◆ Written instruction: Emit the data below verbatim, stripping out any pictures.

↓↓↓

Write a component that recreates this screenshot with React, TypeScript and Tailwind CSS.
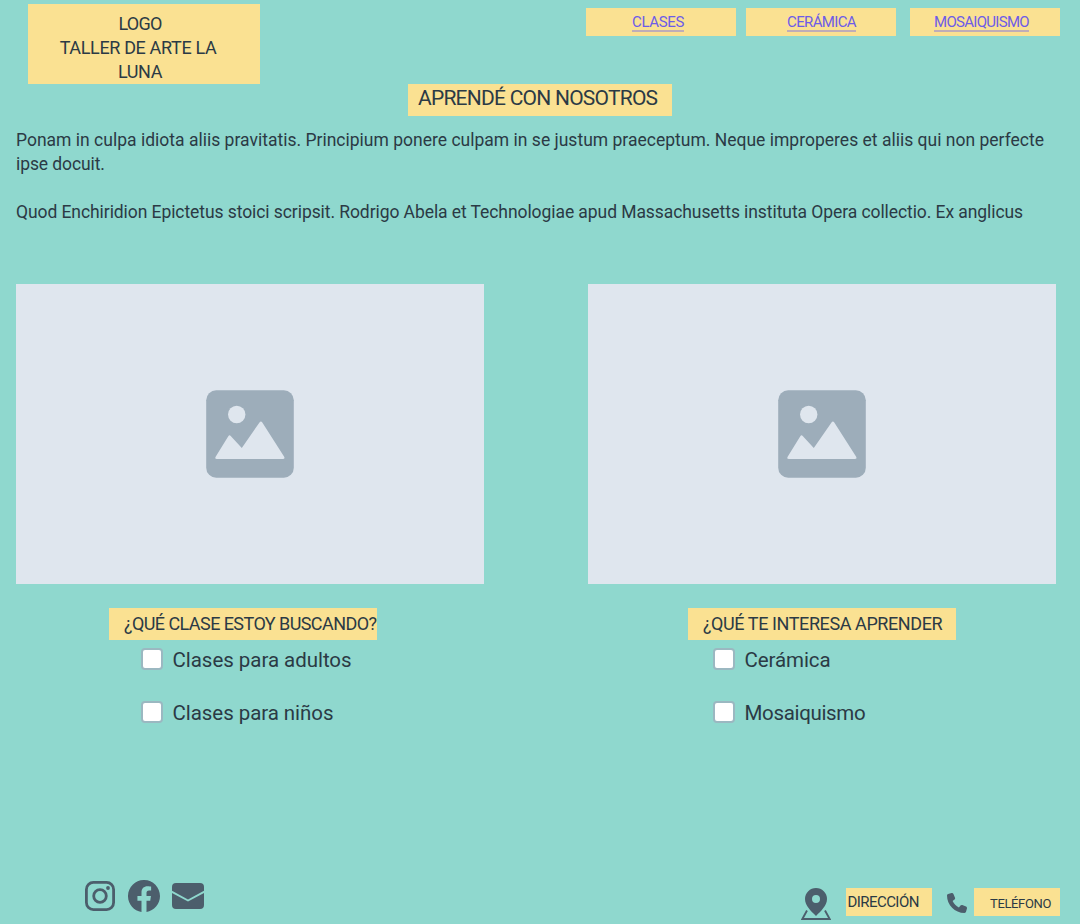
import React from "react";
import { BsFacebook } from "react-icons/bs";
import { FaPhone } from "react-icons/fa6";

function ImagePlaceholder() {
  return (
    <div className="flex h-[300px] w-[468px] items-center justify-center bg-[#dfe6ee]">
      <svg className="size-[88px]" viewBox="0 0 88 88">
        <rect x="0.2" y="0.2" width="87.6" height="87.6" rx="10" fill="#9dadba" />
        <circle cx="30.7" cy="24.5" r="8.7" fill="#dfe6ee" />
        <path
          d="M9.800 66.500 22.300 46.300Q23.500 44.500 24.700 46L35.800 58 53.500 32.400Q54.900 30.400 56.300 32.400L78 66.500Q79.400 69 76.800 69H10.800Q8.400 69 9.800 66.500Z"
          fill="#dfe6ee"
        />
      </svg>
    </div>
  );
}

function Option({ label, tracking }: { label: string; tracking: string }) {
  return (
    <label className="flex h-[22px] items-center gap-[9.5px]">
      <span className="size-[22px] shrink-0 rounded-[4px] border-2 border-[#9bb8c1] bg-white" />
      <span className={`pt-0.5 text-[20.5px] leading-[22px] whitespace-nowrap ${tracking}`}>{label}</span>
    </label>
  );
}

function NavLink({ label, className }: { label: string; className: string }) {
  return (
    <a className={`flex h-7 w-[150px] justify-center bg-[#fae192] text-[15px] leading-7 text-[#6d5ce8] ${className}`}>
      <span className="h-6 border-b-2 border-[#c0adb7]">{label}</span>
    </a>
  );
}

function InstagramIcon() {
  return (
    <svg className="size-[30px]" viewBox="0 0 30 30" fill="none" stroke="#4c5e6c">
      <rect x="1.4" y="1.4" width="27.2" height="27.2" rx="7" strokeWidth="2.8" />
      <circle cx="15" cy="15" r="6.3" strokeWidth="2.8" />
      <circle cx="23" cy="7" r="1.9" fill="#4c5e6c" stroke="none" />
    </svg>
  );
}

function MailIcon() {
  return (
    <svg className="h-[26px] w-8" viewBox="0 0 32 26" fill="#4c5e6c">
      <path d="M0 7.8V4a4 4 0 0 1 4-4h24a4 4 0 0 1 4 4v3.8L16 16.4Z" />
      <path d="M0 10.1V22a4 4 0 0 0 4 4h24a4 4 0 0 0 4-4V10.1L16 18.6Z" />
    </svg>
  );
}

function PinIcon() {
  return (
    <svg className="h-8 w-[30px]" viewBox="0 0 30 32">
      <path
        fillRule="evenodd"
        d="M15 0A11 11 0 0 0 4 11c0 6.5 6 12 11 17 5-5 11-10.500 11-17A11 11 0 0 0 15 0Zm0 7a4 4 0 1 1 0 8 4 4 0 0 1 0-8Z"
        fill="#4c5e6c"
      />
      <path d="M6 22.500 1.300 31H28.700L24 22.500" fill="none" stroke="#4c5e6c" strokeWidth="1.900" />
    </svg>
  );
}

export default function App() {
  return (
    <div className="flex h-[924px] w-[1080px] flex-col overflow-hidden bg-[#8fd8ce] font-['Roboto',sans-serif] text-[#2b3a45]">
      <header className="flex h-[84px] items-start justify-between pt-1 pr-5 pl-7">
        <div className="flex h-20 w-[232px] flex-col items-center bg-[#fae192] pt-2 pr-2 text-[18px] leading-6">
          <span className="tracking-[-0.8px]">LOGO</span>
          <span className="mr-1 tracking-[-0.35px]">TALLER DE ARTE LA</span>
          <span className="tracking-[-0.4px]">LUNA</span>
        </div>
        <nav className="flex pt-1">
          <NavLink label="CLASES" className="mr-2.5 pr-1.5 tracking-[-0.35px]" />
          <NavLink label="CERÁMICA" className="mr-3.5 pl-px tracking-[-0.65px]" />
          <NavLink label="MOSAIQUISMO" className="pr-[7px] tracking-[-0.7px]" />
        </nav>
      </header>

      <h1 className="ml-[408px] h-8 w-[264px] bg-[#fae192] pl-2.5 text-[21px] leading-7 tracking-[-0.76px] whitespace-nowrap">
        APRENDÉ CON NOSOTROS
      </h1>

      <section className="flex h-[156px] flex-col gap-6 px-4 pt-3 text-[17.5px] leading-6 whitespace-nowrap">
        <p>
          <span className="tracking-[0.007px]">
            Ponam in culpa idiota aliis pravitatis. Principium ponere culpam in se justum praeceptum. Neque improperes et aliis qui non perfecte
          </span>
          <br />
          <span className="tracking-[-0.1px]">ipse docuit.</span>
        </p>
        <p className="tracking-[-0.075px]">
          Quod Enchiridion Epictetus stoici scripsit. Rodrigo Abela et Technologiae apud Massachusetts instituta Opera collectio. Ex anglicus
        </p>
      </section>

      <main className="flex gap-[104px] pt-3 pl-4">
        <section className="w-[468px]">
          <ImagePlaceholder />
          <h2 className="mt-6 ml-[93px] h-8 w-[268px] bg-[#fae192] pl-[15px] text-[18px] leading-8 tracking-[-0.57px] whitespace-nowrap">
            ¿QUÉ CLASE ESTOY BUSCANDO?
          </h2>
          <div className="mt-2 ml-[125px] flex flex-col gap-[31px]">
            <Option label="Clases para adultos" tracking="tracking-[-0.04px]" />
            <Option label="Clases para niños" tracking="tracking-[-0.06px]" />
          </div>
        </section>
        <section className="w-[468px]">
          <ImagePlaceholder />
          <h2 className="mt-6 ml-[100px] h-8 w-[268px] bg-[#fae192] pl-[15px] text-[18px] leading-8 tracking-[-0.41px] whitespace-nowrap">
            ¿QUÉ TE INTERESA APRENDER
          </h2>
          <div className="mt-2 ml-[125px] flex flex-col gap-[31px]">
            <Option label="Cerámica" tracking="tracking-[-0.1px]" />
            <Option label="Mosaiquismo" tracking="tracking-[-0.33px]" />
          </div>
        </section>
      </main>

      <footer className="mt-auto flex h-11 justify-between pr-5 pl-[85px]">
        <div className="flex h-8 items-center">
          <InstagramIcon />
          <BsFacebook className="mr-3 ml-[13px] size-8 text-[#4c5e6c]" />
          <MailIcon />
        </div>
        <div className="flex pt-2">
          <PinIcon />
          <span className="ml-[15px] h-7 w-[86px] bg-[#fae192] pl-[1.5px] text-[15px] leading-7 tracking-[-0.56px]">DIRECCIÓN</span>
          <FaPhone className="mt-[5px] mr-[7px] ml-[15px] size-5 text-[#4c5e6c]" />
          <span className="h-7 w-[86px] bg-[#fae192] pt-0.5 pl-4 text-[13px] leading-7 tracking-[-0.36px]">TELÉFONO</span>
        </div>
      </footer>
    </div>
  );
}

↑↑↑

◆ Answer to this task:
Write a component that recreates this screenshot with React, TypeScript and Tailwind CSS.
import React from "react";
import { BsFacebook } from "react-icons/bs";
import { FaPhone } from "react-icons/fa6";

function ImagePlaceholder() {
  return (
    <div className="flex h-[300px] w-[468px] items-center justify-center bg-[#dfe6ee]">
      <svg className="size-[88px]" viewBox="0 0 88 88">
        <rect x="0.2" y="0.2" width="87.6" height="87.6" rx="10" fill="#9dadba" />
        <circle cx="30.7" cy="24.5" r="8.7" fill="#dfe6ee" />
        <path
          d="M9.800 66.500 22.300 46.300Q23.500 44.500 24.700 46L35.800 58 53.500 32.400Q54.900 30.400 56.300 32.400L78 66.500Q79.400 69 76.800 69H10.800Q8.400 69 9.800 66.500Z"
          fill="#dfe6ee"
        />
      </svg>
    </div>
  );
}

function Option({ label, tracking }: { label: string; tracking: string }) {
  return (
    <label className="flex h-[22px] items-center gap-[9.5px]">
      <span className="size-[22px] shrink-0 rounded-[4px] border-2 border-[#9bb8c1] bg-white" />
      <span className={`pt-0.5 text-[20.5px] leading-[22px] whitespace-nowrap ${tracking}`}>{label}</span>
    </label>
  );
}

function NavLink({ label, className }: { label: string; className: string }) {
  return (
    <a className={`flex h-7 w-[150px] justify-center bg-[#fae192] text-[15px] leading-7 text-[#6d5ce8] ${className}`}>
      <span className="h-6 border-b-2 border-[#c0adb7]">{label}</span>
    </a>
  );
}

function InstagramIcon() {
  return (
    <svg className="size-[30px]" viewBox="0 0 30 30" fill="none" stroke="#4c5e6c">
      <rect x="1.4" y="1.4" width="27.2" height="27.2" rx="7" strokeWidth="2.8" />
      <circle cx="15" cy="15" r="6.3" strokeWidth="2.8" />
      <circle cx="23" cy="7" r="1.9" fill="#4c5e6c" stroke="none" />
    </svg>
  );
}

function MailIcon() {
  return (
    <svg className="h-[26px] w-8" viewBox="0 0 32 26" fill="#4c5e6c">
      <path d="M0 7.8V4a4 4 0 0 1 4-4h24a4 4 0 0 1 4 4v3.8L16 16.4Z" />
      <path d="M0 10.1V22a4 4 0 0 0 4 4h24a4 4 0 0 0 4-4V10.1L16 18.6Z" />
    </svg>
  );
}

function PinIcon() {
  return (
    <svg className="h-8 w-[30px]" viewBox="0 0 30 32">
      <path
        fillRule="evenodd"
        d="M15 0A11 11 0 0 0 4 11c0 6.5 6 12 11 17 5-5 11-10.500 11-17A11 11 0 0 0 15 0Zm0 7a4 4 0 1 1 0 8 4 4 0 0 1 0-8Z"
        fill="#4c5e6c"
      />
      <path d="M6 22.500 1.300 31H28.700L24 22.500" fill="none" stroke="#4c5e6c" strokeWidth="1.900" />
    </svg>
  );
}

export default function App() {
  return (
    <div className="flex h-[924px] w-[1080px] flex-col overflow-hidden bg-[#8fd8ce] font-['Roboto',sans-serif] text-[#2b3a45]">
      <header className="flex h-[84px] items-start justify-between pt-1 pr-5 pl-7">
        <div className="flex h-20 w-[232px] flex-col items-center bg-[#fae192] pt-2 pr-2 text-[18px] leading-6">
          <span className="tracking-[-0.8px]">LOGO</span>
          <span className="mr-1 tracking-[-0.35px]">TALLER DE ARTE LA</span>
          <span className="tracking-[-0.4px]">LUNA</span>
        </div>
        <nav className="flex pt-1">
          <NavLink label="CLASES" className="mr-2.5 pr-1.5 tracking-[-0.35px]" />
          <NavLink label="CERÁMICA" className="mr-3.5 pl-px tracking-[-0.65px]" />
          <NavLink label="MOSAIQUISMO" className="pr-[7px] tracking-[-0.7px]" />
        </nav>
      </header>

      <h1 className="ml-[408px] h-8 w-[264px] bg-[#fae192] pl-2.5 text-[21px] leading-7 tracking-[-0.76px] whitespace-nowrap">
        APRENDÉ CON NOSOTROS
      </h1>

      <section className="flex h-[156px] flex-col gap-6 px-4 pt-3 text-[17.5px] leading-6 whitespace-nowrap">
        <p>
          <span className="tracking-[0.007px]">
            Ponam in culpa idiota aliis pravitatis. Principium ponere culpam in se justum praeceptum. Neque improperes et aliis qui non perfecte
          </span>
          <br />
          <span className="tracking-[-0.1px]">ipse docuit.</span>
        </p>
        <p className="tracking-[-0.075px]">
          Quod Enchiridion Epictetus stoici scripsit. Rodrigo Abela et Technologiae apud Massachusetts instituta Opera collectio. Ex anglicus
        </p>
      </section>

      <main className="flex gap-[104px] pt-3 pl-4">
        <section className="w-[468px]">
          <ImagePlaceholder />
          <h2 className="mt-6 ml-[93px] h-8 w-[268px] bg-[#fae192] pl-[15px] text-[18px] leading-8 tracking-[-0.57px] whitespace-nowrap">
            ¿QUÉ CLASE ESTOY BUSCANDO?
          </h2>
          <div className="mt-2 ml-[125px] flex flex-col gap-[31px]">
            <Option label="Clases para adultos" tracking="tracking-[-0.04px]" />
            <Option label="Clases para niños" tracking="tracking-[-0.06px]" />
          </div>
        </section>
        <section className="w-[468px]">
          <ImagePlaceholder />
          <h2 className="mt-6 ml-[100px] h-8 w-[268px] bg-[#fae192] pl-[15px] text-[18px] leading-8 tracking-[-0.41px] whitespace-nowrap">
            ¿QUÉ TE INTERESA APRENDER
          </h2>
          <div className="mt-2 ml-[125px] flex flex-col gap-[31px]">
            <Option label="Cerámica" tracking="tracking-[-0.1px]" />
            <Option label="Mosaiquismo" tracking="tracking-[-0.33px]" />
          </div>
        </section>
      </main>

      <footer className="mt-auto flex h-11 justify-between pr-5 pl-[85px]">
        <div className="flex h-8 items-center">
          <InstagramIcon />
          <BsFacebook className="mr-3 ml-[13px] size-8 text-[#4c5e6c]" />
          <MailIcon />
        </div>
        <div className="flex pt-2">
          <PinIcon />
          <span className="ml-[15px] h-7 w-[86px] bg-[#fae192] pl-[1.5px] text-[15px] leading-7 tracking-[-0.56px]">DIRECCIÓN</span>
          <FaPhone className="mt-[5px] mr-[7px] ml-[15px] size-5 text-[#4c5e6c]" />
          <span className="h-7 w-[86px] bg-[#fae192] pt-0.5 pl-4 text-[13px] leading-7 tracking-[-0.36px]">TELÉFONO</span>
        </div>
      </footer>
    </div>
  );
}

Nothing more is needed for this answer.